Seguramente debamos recurrir a la memoria para ubicar al juez Guzmán. Su historia es un ejemplo de dignidad. Entendió la justicia como una labor en la cual el Poder Judicial y la ley no son reductos desde los cuales manipular los hechos para beneficiar a los poderosos de siempre. Nunca se consideró un empleado al servicio de las plutocracias. Guzmán Tapia creyó en la división de poderes, y así ejerció su magistratura. Fue testigo, en múltiples ocasiones, de jueces que agacharon la cabeza, prefiriendo una carrera judicial sin espinas y así, cumplir los deseos de los amos del país. En Chile ese ha sido el camino de muchos, más durante la dictadura del general Augusto Pinochet. No fue el caso de Guzmán Tapia. Su amor a la justicia, su deseo de ser fiel a los principios éticos sobre los cuales se asentó su labor marcaron sus decisiones. Desde su primer nombramiento en el sur de Chile como juez en Panguipulli, allá por 1972, se notó su impronta. Territorio mapuche, visualizó la pobreza, las falsas acusaciones de los terratenientes, la discriminación, el encarcelamiento arbitrario de Lonkos. No claudicó ante las presiones de los oligarcas. A su muerte, el vocero mapuche de la Coordinadora Arauco-Malleco, Héctor Llaitul, señala que el juez Guzmán no sólo debe ser recordado por su valentía en el encausamiento a Pinochet, sino por haber contribuido “a la lucha de nuestro pueblo que se expresó concretamente en una acción decidida en asumir la defensa de algunos dirigentes mapuches perseguidos por el Estado chileno”.
Los derechos humanos fueron su campo de batalla. Pero su vida fue un constante bregar contra su procedencia de clase, amigos y familiares. A fines de los años 60, en pleno gobierno de la Democracia Cristiana, Guzmán era un estudiante de derecho, ideológicamente conservador, unido a los grupos de choque de la derecha, donde, “influido por una propaganda anticomunista primitiva, el ignorante que yo era se dejaba arrastrar. Un día, un amigo y yo nos preguntamos qué estábamos haciendo en esa parodia de milicia. No logramos encontrar una razón válida y desertamos. Sin embargo, había perdido algo de mi dignidad en esa aventura”.

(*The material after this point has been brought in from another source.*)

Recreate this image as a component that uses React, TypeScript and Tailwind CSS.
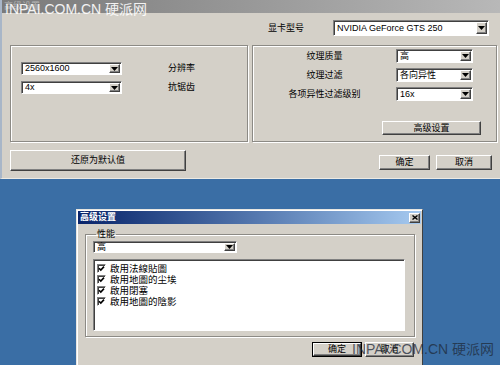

El triunfo de la Unidad Popular encontró al joven licenciado con ganas de entrar a la carrera judicial. Fue un crítico de Salvador Allende. En 1973, apoyo el putsch. Tres de sus tíos eran militares de carrera, cómo no confiar en la institución armada. El golpe de Estado provocó en su espíritu una sensación de liberación. Chile abandonaba la deriva comunista. Así lo relata en sus memorias, En el borde del mundo: “Destapamos una botella de champaña antes de desayunar. Brindamos por el fin de la pesadilla, esos tres años de escasez socialista que queríamos olvidar de prisa. Al llevarme la copa a los labios, estaba lejos de imaginar que una represión implacable se abatiría sobre Chile durante largos años. Habían aplastado el derecho y la justicia los valores en que entonces más creía, y yo alzaba la copa. Las grandes convulsiones políticas nos suelen cegar y nos hacen perder de vista nuestros marcos de referencia. Aún más en mi caso, cuando uno es un espectador melancólico que ama la tranquilidad”.
Pasaron unos años, en los que el juez y su familia mantuvo su apoyo a la dictadura, haciendo oídos sordos a las denuncias de torturas, desapariciones forzadas y crímenes de lesa humanidad. Para él, eran acusaciones infundadas. Pero lentamente se produciría un cambio en su interior, el malestar dio paso a una trasformación radical en su ideología. Fueron los casos de violaciones de los derechos humanos, las fotos de los cuerpos de hombres y mujeres torturados sobre su despacho, las peticiones de habeas corpus, interpuestas, rechazadas, lo que termina por convencerlo de la barbarie que escondía la dictadura. Ya nada lo detendría.
El 12 de enero de 1998 Gladys Marín, secretaria general del Partido Comunista de Chile, presentaba, en la Corte de Apelaciones de Santiago, la querella contra Pinochet. El 20 de enero, el juez instructor, Juan Guzmán Tapia, admite a trámite la querella. Su vida dará un vuelco, pero no claudicó ni se dejó intimidar. Su esfuerzo y sentido de la responsabilidad primaron frente a las presiones del poder, el rechazo de sus compañeros, las amenazas y la furia de la derecha. No buscó protagonismo, consciente de su papel como juez instructor, respetó a las víctimas. Tomó un camino que pocos se atreven, romper con el poder. Dignidad, frente a sumisión y la cobardía. Fue consciente de sus consecuencias: “en 35 años de ejercicio en el seno de la magistratura chilena, en todos los escalones por los que he pasado, pude medir hasta qué punto la justicia estaba al servicio de los poderosos. No acepté ese estado de cosas y me aferré al ideal de una justicia que debía aplicarse de manera idéntica a cada uno, cualquiera fuera su origen. Había terminado por convertirme en subversivo”. Su muerte deja un vacío, pero su ejemplo permite recoger el testigo. No es fácil romper con las creencias, ideologías, presiones y dinámicas del poder, él lo hizo, desde la soledad de su conciencia. Hizo camino al andar.